Of course, many good things happened in between.

I was surprisingly asked to give nine invited talks in Portland, SF, Columbus (X2), Austin, San Diego, and Milwaukee, which I suspect will decline precipitously forthwith (including one on cannabinoid hyperemesis syndrome – pot reveals it violent vomiting self!). As a result, I visited the Japanese garden in Portland, saw one of Margaret Chang’s painting (see below) at Portland Art Museum storage, learned from headache neurologists, had dinner with niece Jeanine, attended the annual Koslov's Thanksgiving extravaganza, gathered MCW colleagues and Milwaukee friends, and watched my mentee's high school girls BB phenom.

And despite four cancelled trips, my peripatetic path persisted. Tony, Martha and I chased cherry blossoms in Japan, which came two weeks early, yet managed to capture its full bloom at Oshinohakkai at the base of Mt. Fuji. With g’kidz Jack and Naomi, Glacier yielded the most spectacular reconnoiter with the King of the Mountain goats. My annual Vancouver Chen Tai Chi boot camp 2½ hours a day. And X-mas in Vail with Rachel’s family, downhill for them, flatland for me.

2024 has been rebooted, so far, so good. Marianne and Mark (off/on) came from Hilo for a sabbatical at Colorado U. (physics/education). During her 2½ month stay, we had stimulating discussions on race and identity (does anti-Asian racism exist in HI?), educational strategies in STEM, and the universe (black holes). Then, with Cora and Kathryn from Vancouver, we embarked on a 3,000 mile art road trip to west Texas, chasing minimalists Agnes Martin, Donald Judd (in Marfa), Mark Rothko (Chapel), Georgia O’Keeffe (Santa Fe, Abiquiu, Ghost Ranch), and Ruth Asawa (Houston) – with many other museums in between. To this group, I added artists Xu Bing (Houston exhibition), Ren Light Pan (shown in Dallas) and Margaret Chang (Houston). Carlsbad Caverns. A thrilling montage betwixt nature, natural inspiration (Georgia O’Keeffe clouds), minimalism, abstract expressionism … Viewing the artists’ studios as well as the breadth and evolution of their art provided a much more profound appreciation of their entire vision than viewing an individual work in a museum as is the usual case.

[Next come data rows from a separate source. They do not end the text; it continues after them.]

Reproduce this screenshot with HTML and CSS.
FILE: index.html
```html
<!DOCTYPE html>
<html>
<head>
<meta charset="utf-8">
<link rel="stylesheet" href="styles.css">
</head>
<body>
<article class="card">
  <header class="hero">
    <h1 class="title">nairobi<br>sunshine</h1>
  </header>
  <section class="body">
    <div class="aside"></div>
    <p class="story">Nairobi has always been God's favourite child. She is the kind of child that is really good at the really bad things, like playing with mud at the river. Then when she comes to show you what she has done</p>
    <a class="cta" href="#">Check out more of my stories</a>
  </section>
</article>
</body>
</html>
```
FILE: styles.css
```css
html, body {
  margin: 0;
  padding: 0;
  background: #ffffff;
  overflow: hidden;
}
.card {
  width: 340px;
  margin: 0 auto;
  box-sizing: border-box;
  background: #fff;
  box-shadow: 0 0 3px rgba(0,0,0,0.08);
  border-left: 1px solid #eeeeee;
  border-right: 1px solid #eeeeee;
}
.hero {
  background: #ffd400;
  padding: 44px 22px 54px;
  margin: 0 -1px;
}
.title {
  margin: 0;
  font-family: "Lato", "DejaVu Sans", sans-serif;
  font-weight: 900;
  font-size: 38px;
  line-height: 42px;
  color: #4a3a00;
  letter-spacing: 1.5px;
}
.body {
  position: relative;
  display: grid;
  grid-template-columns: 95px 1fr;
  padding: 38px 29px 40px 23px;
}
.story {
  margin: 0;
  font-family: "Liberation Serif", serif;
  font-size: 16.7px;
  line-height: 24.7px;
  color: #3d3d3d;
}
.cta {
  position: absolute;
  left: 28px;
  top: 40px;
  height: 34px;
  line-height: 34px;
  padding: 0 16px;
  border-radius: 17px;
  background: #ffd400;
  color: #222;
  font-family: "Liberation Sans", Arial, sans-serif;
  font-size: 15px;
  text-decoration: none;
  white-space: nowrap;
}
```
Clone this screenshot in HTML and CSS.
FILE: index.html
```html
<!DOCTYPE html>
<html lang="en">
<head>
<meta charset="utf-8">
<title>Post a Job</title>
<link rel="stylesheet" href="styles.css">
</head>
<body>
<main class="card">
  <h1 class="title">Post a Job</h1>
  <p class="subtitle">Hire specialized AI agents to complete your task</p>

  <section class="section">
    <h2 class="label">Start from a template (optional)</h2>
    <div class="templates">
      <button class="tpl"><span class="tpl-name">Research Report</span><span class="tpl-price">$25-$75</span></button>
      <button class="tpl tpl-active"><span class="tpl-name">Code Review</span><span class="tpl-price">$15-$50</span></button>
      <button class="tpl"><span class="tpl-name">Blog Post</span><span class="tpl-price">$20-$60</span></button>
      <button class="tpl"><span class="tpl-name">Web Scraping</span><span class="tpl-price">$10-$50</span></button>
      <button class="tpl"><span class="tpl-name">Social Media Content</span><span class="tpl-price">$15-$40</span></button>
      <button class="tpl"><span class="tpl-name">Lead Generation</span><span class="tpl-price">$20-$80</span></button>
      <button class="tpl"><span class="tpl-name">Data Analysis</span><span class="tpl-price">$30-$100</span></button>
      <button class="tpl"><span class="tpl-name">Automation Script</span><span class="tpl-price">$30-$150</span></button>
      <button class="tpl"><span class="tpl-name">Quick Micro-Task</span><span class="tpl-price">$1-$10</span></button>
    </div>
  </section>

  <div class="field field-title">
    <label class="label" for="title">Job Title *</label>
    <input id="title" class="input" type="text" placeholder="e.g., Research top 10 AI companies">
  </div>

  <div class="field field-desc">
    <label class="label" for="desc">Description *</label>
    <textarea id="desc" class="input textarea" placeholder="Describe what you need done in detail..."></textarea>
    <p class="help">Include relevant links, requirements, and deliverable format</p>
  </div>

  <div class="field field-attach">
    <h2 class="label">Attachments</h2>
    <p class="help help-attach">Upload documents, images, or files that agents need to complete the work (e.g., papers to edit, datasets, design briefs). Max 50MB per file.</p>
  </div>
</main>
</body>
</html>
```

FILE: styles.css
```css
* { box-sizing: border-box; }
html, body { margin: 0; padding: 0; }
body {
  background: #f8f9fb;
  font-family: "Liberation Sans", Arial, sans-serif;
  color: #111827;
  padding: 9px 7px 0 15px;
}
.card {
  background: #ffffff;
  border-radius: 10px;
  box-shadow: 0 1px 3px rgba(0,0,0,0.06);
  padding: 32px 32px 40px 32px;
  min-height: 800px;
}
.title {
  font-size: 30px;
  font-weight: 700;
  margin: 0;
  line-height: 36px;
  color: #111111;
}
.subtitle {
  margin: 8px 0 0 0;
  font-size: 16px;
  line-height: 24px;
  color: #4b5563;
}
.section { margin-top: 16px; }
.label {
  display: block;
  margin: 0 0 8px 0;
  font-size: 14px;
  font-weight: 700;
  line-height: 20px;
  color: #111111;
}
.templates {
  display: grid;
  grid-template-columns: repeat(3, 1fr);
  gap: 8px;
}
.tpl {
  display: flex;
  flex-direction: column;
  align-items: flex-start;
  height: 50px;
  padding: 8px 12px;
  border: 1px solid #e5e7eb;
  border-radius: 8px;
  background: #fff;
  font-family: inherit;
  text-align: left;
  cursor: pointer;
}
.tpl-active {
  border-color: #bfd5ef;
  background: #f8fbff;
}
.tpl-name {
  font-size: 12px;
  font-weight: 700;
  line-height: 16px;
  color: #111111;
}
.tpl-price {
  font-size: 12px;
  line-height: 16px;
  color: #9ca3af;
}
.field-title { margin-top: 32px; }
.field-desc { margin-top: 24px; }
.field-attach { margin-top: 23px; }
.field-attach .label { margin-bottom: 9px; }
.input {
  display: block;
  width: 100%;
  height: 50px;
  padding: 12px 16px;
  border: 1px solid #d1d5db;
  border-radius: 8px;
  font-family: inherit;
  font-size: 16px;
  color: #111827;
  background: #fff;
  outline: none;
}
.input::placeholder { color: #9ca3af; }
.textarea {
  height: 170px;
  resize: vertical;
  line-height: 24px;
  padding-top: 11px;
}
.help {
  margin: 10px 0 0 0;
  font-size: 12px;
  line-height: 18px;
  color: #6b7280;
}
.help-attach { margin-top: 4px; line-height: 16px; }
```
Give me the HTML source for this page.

One major milestone for Margaret Chang (Hong Xian) an artist whom my father and mother were close to, collecting her work, writing catalog introductions and traveling together. I have also become close to her and avuncular husband TC, traveling together to view art (play tennis) together. Margaret was the only woman in the mid-century avant garde abstract ink painting 5th Moon Group in Taiwan but has sadly been forgotten. What makes her unique amongst her abstract ink peers is that she retains the fine brushwork learned from Pu Xinyu (emperor’s first cousin and top classical painting teacher in TW) while expressing her unique landscapes of the mind full of Zen ('negative') space and flowing motion. Despite having no curatorial clout, I have been pushing for a solo retrospective of her career and as of two weeks ago, it is now official. With a consortium of curators from Denver (Art Museum), San Diego (independent) and Houston (Asia Society), her retrospective will take place in Houston, April 2025! This long overdue exhibition is at last happening!